▸ Recorded data:
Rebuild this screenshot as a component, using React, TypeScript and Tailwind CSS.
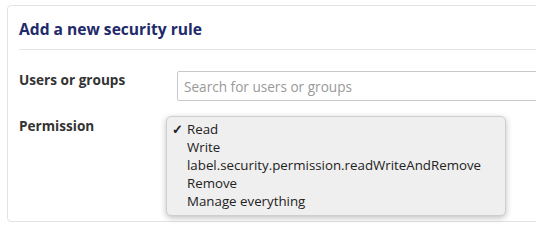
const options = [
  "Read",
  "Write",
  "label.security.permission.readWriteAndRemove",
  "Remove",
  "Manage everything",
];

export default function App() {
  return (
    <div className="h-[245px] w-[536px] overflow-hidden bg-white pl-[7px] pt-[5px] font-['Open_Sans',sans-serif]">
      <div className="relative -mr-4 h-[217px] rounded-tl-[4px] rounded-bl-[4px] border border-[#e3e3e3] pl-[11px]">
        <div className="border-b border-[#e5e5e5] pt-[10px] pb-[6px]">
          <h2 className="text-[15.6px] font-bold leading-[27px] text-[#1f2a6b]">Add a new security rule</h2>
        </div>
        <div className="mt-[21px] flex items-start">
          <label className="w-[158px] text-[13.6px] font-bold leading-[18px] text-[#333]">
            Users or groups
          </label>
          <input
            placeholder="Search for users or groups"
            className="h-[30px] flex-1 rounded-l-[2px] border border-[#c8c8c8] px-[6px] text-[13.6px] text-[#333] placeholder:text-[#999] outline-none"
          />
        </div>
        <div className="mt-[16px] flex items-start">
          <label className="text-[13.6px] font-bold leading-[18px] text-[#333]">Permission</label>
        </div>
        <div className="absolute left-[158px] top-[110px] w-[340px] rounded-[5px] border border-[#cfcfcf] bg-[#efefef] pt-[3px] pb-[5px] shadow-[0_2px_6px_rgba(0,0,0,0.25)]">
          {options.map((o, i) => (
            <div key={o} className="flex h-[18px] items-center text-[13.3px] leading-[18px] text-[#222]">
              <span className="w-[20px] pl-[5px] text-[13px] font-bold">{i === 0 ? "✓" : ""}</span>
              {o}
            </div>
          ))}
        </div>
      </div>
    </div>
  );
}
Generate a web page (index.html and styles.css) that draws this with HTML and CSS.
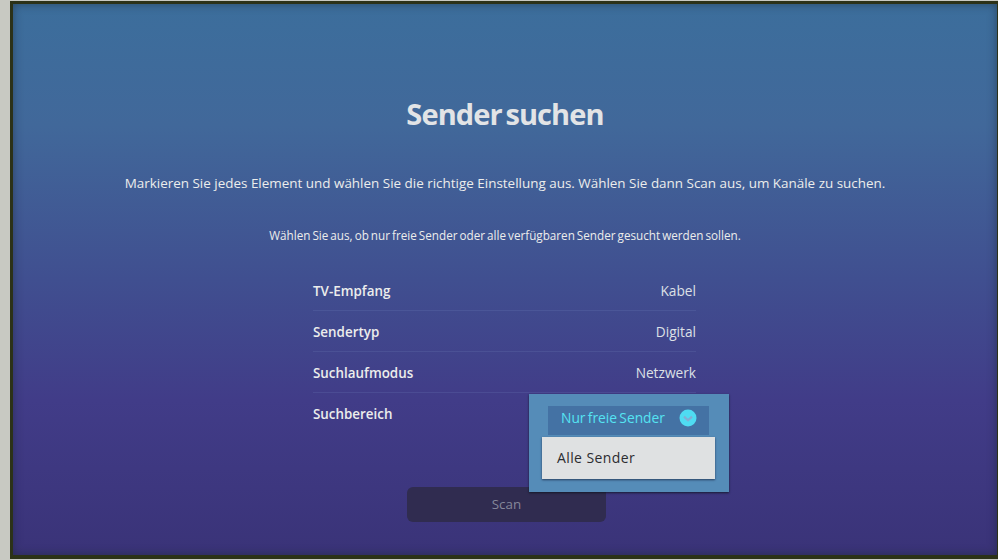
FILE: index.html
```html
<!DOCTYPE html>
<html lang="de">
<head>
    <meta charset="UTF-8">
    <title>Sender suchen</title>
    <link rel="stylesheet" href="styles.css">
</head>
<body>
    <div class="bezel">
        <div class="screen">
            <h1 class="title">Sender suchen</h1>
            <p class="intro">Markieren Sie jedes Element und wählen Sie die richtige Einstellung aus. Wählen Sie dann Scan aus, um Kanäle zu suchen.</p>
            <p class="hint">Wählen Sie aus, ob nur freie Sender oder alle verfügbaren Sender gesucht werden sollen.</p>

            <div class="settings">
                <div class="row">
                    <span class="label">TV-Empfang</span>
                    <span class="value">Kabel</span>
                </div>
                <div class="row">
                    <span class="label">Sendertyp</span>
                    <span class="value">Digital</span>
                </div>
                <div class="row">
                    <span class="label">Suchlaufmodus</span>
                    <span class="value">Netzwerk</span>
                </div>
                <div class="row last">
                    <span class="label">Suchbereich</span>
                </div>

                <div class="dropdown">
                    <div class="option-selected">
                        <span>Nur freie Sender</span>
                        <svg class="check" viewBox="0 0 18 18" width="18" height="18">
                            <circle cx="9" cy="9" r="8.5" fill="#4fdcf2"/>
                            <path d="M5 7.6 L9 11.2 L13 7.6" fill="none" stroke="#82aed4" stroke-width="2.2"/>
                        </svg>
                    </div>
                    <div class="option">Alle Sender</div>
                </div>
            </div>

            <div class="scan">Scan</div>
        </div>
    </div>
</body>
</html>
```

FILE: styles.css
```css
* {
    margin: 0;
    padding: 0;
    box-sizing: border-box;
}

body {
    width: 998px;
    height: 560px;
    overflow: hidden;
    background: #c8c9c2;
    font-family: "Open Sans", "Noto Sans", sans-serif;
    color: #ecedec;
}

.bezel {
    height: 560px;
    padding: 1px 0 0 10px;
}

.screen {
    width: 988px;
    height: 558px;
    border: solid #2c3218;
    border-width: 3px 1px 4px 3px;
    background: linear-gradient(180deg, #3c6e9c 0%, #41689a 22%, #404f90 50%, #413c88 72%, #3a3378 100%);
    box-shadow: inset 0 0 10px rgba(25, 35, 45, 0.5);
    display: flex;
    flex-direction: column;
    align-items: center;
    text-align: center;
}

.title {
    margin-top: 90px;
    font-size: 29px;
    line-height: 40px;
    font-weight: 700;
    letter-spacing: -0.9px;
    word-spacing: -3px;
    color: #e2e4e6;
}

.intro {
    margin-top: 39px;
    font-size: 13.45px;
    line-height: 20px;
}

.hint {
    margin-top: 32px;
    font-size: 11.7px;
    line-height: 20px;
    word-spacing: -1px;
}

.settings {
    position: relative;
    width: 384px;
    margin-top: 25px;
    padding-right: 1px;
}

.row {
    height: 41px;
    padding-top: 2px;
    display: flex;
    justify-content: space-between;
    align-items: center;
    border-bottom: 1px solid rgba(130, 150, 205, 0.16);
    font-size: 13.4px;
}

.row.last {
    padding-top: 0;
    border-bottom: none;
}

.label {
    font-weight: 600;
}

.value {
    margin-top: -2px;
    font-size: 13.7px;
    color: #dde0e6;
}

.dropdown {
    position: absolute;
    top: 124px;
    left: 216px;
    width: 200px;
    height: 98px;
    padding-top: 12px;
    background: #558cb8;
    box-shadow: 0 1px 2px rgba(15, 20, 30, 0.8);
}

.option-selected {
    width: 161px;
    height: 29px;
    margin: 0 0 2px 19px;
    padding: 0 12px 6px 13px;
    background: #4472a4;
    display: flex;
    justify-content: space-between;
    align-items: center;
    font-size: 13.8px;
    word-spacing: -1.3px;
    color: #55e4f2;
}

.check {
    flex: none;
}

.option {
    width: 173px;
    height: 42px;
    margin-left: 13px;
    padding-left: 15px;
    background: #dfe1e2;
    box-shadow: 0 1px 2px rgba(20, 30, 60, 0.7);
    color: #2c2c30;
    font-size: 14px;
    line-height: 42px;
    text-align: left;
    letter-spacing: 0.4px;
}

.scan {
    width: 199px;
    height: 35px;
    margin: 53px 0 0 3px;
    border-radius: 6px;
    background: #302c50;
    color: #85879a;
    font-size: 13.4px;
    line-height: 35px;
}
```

▸ Required work: Reproduce the listing exactly. Leave its pictures out.

▸ Full response:
Rebuild this screenshot as a component, using React, TypeScript and Tailwind CSS.
const options = [
  "Read",
  "Write",
  "label.security.permission.readWriteAndRemove",
  "Remove",
  "Manage everything",
];

export default function App() {
  return (
    <div className="h-[245px] w-[536px] overflow-hidden bg-white pl-[7px] pt-[5px] font-['Open_Sans',sans-serif]">
      <div className="relative -mr-4 h-[217px] rounded-tl-[4px] rounded-bl-[4px] border border-[#e3e3e3] pl-[11px]">
        <div className="border-b border-[#e5e5e5] pt-[10px] pb-[6px]">
          <h2 className="text-[15.6px] font-bold leading-[27px] text-[#1f2a6b]">Add a new security rule</h2>
        </div>
        <div className="mt-[21px] flex items-start">
          <label className="w-[158px] text-[13.6px] font-bold leading-[18px] text-[#333]">
            Users or groups
          </label>
          <input
            placeholder="Search for users or groups"
            className="h-[30px] flex-1 rounded-l-[2px] border border-[#c8c8c8] px-[6px] text-[13.6px] text-[#333] placeholder:text-[#999] outline-none"
          />
        </div>
        <div className="mt-[16px] flex items-start">
          <label className="text-[13.6px] font-bold leading-[18px] text-[#333]">Permission</label>
        </div>
        <div className="absolute left-[158px] top-[110px] w-[340px] rounded-[5px] border border-[#cfcfcf] bg-[#efefef] pt-[3px] pb-[5px] shadow-[0_2px_6px_rgba(0,0,0,0.25)]">
          {options.map((o, i) => (
            <div key={o} className="flex h-[18px] items-center text-[13.3px] leading-[18px] text-[#222]">
              <span className="w-[20px] pl-[5px] text-[13px] font-bold">{i === 0 ? "✓" : ""}</span>
              {o}
            </div>
          ))}
        </div>
      </div>
    </div>
  );
}
Generate a web page (index.html and styles.css) that draws this with HTML and CSS.
FILE: index.html
```html
<!DOCTYPE html>
<html lang="de">
<head>
    <meta charset="UTF-8">
    <title>Sender suchen</title>
    <link rel="stylesheet" href="styles.css">
</head>
<body>
    <div class="bezel">
        <div class="screen">
            <h1 class="title">Sender suchen</h1>
            <p class="intro">Markieren Sie jedes Element und wählen Sie die richtige Einstellung aus. Wählen Sie dann Scan aus, um Kanäle zu suchen.</p>
            <p class="hint">Wählen Sie aus, ob nur freie Sender oder alle verfügbaren Sender gesucht werden sollen.</p>

            <div class="settings">
                <div class="row">
                    <span class="label">TV-Empfang</span>
                    <span class="value">Kabel</span>
                </div>
                <div class="row">
                    <span class="label">Sendertyp</span>
                    <span class="value">Digital</span>
                </div>
                <div class="row">
                    <span class="label">Suchlaufmodus</span>
                    <span class="value">Netzwerk</span>
                </div>
                <div class="row last">
                    <span class="label">Suchbereich</span>
                </div>

                <div class="dropdown">
                    <div class="option-selected">
                        <span>Nur freie Sender</span>
                        <svg class="check" viewBox="0 0 18 18" width="18" height="18">
                            <circle cx="9" cy="9" r="8.5" fill="#4fdcf2"/>
                            <path d="M5 7.6 L9 11.2 L13 7.6" fill="none" stroke="#82aed4" stroke-width="2.2"/>
                        </svg>
                    </div>
                    <div class="option">Alle Sender</div>
                </div>
            </div>

            <div class="scan">Scan</div>
        </div>
    </div>
</body>
</html>
```

FILE: styles.css
```css
* {
    margin: 0;
    padding: 0;
    box-sizing: border-box;
}

body {
    width: 998px;
    height: 560px;
    overflow: hidden;
    background: #c8c9c2;
    font-family: "Open Sans", "Noto Sans", sans-serif;
    color: #ecedec;
}

.bezel {
    height: 560px;
    padding: 1px 0 0 10px;
}

.screen {
    width: 988px;
    height: 558px;
    border: solid #2c3218;
    border-width: 3px 1px 4px 3px;
    background: linear-gradient(180deg, #3c6e9c 0%, #41689a 22%, #404f90 50%, #413c88 72%, #3a3378 100%);
    box-shadow: inset 0 0 10px rgba(25, 35, 45, 0.5);
    display: flex;
    flex-direction: column;
    align-items: center;
    text-align: center;
}

.title {
    margin-top: 90px;
    font-size: 29px;
    line-height: 40px;
    font-weight: 700;
    letter-spacing: -0.9px;
    word-spacing: -3px;
    color: #e2e4e6;
}

.intro {
    margin-top: 39px;
    font-size: 13.45px;
    line-height: 20px;
}

.hint {
    margin-top: 32px;
    font-size: 11.7px;
    line-height: 20px;
    word-spacing: -1px;
}

.settings {
    position: relative;
    width: 384px;
    margin-top: 25px;
    padding-right: 1px;
}

.row {
    height: 41px;
    padding-top: 2px;
    display: flex;
    justify-content: space-between;
    align-items: center;
    border-bottom: 1px solid rgba(130, 150, 205, 0.16);
    font-size: 13.4px;
}

.row.last {
    padding-top: 0;
    border-bottom: none;
}

.label {
    font-weight: 600;
}

.value {
    margin-top: -2px;
    font-size: 13.7px;
    color: #dde0e6;
}

.dropdown {
    position: absolute;
    top: 124px;
    left: 216px;
    width: 200px;
    height: 98px;
    padding-top: 12px;
    background: #558cb8;
    box-shadow: 0 1px 2px rgba(15, 20, 30, 0.8);
}

.option-selected {
    width: 161px;
    height: 29px;
    margin: 0 0 2px 19px;
    padding: 0 12px 6px 13px;
    background: #4472a4;
    display: flex;
    justify-content: space-between;
    align-items: center;
    font-size: 13.8px;
    word-spacing: -1.3px;
    color: #55e4f2;
}

.check {
    flex: none;
}

.option {
    width: 173px;
    height: 42px;
    margin-left: 13px;
    padding-left: 15px;
    background: #dfe1e2;
    box-shadow: 0 1px 2px rgba(20, 30, 60, 0.7);
    color: #2c2c30;
    font-size: 14px;
    line-height: 42px;
    text-align: left;
    letter-spacing: 0.4px;
}

.scan {
    width: 199px;
    height: 35px;
    margin: 53px 0 0 3px;
    border-radius: 6px;
    background: #302c50;
    color: #85879a;
    font-size: 13.4px;
    line-height: 35px;
}
```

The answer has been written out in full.